Give him some air. Come on.

Within minutes a medical vehicle arrived and two jacketed paramedics made their way into the fray, one carrying a grey case. The bole of onlookers expanded and thinned. Information was passed between people. She heard talk of the horse having been hit by a taxi, or being spooked by a horn. She saw him. He was standing back, letting the paramedics work. The driver lay on his side, unmoving, then moving economically, but not his lower half. She did not approach. The paramedics stepped in and out, knelt and rose. He was walking towards her when someone in the crowd pointed over and a paramedic called him back. There was a consultation, or he was being thanked. He had been born the year she’d left home. That seemed impossible.

When they regained each other she embraced him. She did not know what else to do. The emotion was like fear, or the abating of fear, and it overtook her and made her grip the back of his shirt. She released him and he gave a brief report. The driver had probably broken a hip. There were bad abrasions. There was no trauma to the head. But he seemed not to care about his injuries. All he had kept asking was whether the horse was hurt.
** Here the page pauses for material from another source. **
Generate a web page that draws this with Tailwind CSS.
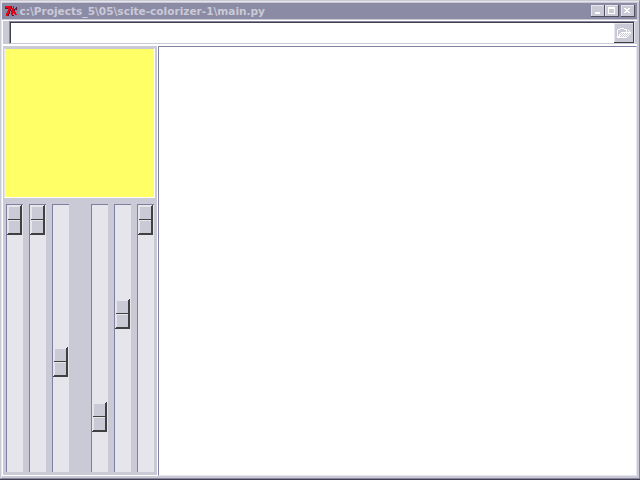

She drove back across the Pennines. On the moorland the bracken was beginning to regenerate. Tight green spirals were coming up through the sea of dead stalks. The curled fronds looked ovarian. Like the illustration of these organs they had shown her to explain. Now the word and the picture and the bracken were the same somehow. She entered a belt of cloud. The light became more complicated, dense, unfiltered, west coast light. Her phone on the dashboard had chimed and was flashing. He always texted afterwards, to thank her. She would reply similarly. Then they would wait a few days before contacting each other again. She had begun to bleed, lightly. She could feel the intimate transit of fluid. The reassurance this sensation had once provided was fading. There was no meaning to it. She did not want to go back to the house yet and so she took a turning off the main road, south, towards her friend. She could call in without notice. The child meant they were rarely out, and it was not too late. She felt like telling her friend that it was wrong of her to have said the things she had. She was not deferring the hard things in life. Her friend was privileged and she did not know it. The assumptions were careless and because they were careless they were also cruel. She pictured a harsh exchange between them, bitter revelations, a dramatic exit.

But she knew she was not really angry with her friend. There was no point in trying to ground her frustration. No one was to blame. Retaliation would be unfair. She turned off the road again, this time onto a small country lane. She parked in a gravel lay-by and looked up at the hills. On the slopes the previous year’s bracken was rust-coloured and collapsing, the fresh underlay was taking hold. With all the talk of carcinogens they did not burn it back as often as they used to. She had not smelled that fragrance in a long time. It would be dark soon. She knew she should visit her father, who did not live far away. But his endless hope would be too wearing. The cottage would be thick with dust and newspapers, unrinsed bottles. It would smell of mould and be full of loss. In her purse were the white boxes. After she had left the train station she had bought three packets of painkillers, from different pharmacies. It had been easy. Her mother had been the same age.